REQUEST — Below are entries. Give back exactly the lines from the one containing "Write a component" through the one containing "import React from", inclusive, without the pictures.

SUPPLIED RECORDS —
************

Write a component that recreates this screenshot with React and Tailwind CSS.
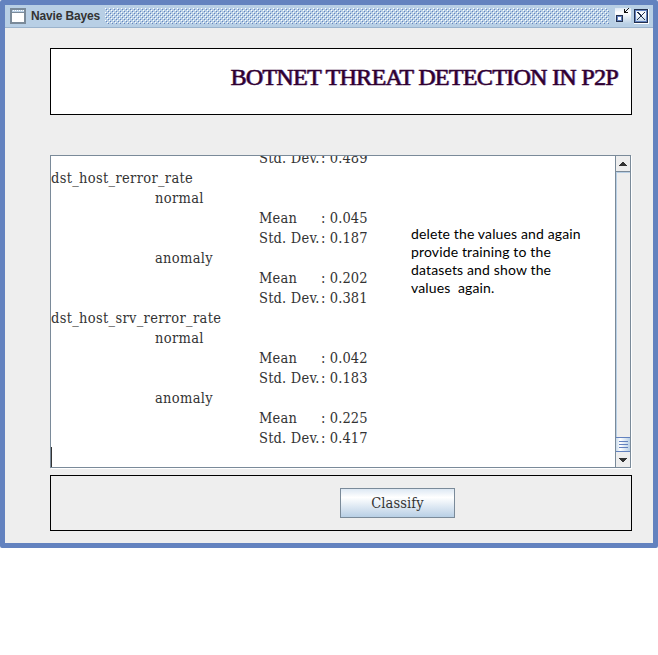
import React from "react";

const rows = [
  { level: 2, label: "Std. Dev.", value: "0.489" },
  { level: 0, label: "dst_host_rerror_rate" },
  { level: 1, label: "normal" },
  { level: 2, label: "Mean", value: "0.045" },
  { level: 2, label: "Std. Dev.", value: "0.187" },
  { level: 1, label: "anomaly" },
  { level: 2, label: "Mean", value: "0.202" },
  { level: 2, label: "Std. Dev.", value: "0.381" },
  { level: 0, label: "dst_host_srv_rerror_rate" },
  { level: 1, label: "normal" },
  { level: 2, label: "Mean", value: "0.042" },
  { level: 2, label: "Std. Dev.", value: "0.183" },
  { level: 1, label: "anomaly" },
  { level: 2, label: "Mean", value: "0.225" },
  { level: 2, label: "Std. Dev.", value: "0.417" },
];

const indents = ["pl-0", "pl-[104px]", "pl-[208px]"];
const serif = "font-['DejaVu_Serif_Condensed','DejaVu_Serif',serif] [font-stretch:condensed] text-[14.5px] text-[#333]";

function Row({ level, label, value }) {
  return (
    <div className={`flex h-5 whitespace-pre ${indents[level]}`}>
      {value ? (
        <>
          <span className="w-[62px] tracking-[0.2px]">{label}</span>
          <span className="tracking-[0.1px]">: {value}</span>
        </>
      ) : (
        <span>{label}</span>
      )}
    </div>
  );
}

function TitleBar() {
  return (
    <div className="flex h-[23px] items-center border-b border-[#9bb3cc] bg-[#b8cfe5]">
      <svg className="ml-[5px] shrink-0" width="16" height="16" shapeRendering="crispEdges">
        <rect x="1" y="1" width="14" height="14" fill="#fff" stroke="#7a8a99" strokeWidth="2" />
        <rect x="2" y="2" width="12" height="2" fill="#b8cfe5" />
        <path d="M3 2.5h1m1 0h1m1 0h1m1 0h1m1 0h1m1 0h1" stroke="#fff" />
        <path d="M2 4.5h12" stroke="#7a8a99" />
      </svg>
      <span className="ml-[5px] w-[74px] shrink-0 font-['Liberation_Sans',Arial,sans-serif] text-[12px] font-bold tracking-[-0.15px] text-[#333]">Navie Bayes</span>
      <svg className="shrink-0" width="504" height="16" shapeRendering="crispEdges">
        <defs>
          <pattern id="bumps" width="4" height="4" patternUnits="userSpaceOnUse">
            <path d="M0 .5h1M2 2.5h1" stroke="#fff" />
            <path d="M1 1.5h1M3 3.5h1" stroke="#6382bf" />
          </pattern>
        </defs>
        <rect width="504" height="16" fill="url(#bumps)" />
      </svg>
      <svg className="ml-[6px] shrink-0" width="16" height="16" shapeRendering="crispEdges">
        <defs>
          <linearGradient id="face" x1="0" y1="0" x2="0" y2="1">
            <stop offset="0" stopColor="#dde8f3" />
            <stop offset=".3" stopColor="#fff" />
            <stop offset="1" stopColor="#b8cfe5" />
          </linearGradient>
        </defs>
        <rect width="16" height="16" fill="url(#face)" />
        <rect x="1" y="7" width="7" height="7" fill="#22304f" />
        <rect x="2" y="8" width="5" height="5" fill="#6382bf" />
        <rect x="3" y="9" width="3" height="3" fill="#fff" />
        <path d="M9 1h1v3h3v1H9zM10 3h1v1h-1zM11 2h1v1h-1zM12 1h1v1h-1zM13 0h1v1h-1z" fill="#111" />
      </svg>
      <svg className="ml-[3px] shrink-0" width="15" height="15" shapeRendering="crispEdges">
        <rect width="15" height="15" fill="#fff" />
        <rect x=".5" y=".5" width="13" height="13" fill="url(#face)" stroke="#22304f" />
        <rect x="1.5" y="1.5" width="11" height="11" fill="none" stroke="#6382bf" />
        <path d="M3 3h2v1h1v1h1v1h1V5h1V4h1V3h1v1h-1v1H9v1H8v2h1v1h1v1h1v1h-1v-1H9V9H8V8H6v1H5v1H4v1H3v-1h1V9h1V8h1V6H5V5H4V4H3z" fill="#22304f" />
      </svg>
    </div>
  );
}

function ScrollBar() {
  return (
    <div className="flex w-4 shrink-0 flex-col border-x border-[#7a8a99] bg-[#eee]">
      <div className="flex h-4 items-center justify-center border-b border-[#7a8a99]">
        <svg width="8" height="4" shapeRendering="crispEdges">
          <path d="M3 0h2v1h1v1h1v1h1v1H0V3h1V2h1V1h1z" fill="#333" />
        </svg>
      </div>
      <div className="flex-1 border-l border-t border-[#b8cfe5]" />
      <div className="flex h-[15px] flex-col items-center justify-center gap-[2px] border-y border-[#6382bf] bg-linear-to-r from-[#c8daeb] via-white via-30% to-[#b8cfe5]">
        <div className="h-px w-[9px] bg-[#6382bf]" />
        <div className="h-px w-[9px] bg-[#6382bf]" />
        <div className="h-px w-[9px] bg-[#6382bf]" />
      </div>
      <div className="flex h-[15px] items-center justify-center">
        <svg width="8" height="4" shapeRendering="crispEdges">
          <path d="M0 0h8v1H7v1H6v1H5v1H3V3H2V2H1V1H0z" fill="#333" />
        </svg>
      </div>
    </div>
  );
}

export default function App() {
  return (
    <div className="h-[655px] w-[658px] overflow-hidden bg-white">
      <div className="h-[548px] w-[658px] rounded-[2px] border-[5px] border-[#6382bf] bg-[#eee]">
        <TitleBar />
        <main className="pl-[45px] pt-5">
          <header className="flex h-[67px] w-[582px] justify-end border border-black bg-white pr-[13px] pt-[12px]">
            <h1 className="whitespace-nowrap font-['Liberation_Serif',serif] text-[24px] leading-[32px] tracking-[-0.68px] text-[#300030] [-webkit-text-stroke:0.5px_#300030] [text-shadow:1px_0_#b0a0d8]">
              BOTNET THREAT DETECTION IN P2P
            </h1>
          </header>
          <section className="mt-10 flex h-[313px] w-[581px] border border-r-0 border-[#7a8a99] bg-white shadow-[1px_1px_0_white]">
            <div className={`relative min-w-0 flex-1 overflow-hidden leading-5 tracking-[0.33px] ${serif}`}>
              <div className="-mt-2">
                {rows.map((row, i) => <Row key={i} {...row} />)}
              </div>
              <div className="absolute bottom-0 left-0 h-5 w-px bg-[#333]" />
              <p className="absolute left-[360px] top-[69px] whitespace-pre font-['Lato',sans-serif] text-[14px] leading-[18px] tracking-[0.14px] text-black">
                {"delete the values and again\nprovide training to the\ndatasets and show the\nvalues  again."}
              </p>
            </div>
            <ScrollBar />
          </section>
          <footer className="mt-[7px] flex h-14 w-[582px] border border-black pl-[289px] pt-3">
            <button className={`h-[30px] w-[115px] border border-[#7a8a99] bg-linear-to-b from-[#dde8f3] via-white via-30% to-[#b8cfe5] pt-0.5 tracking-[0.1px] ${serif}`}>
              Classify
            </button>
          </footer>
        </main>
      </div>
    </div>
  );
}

************

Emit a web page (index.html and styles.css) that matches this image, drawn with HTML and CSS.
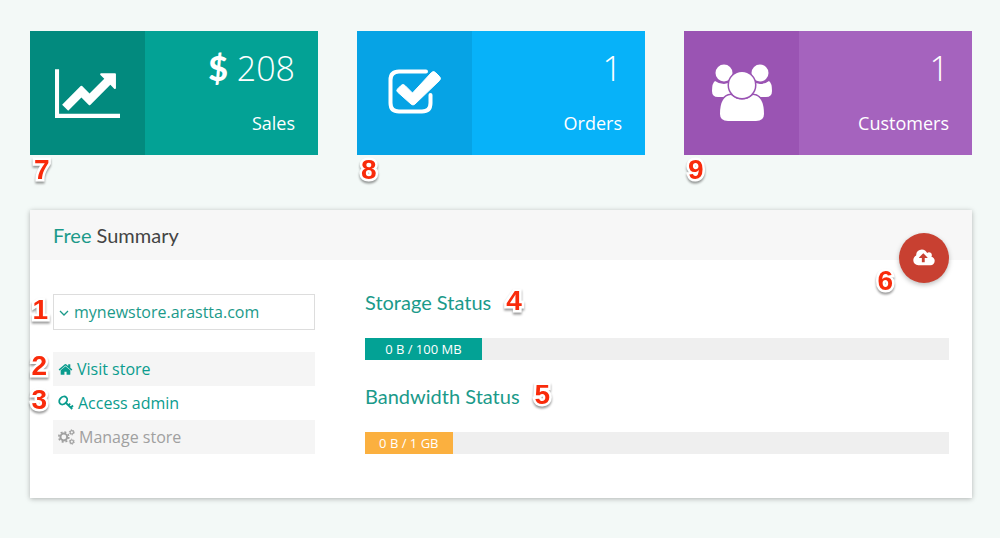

************

RESULT FOR THIS EXERCISE —
Write a component that recreates this screenshot with React and Tailwind CSS.
import React from "react";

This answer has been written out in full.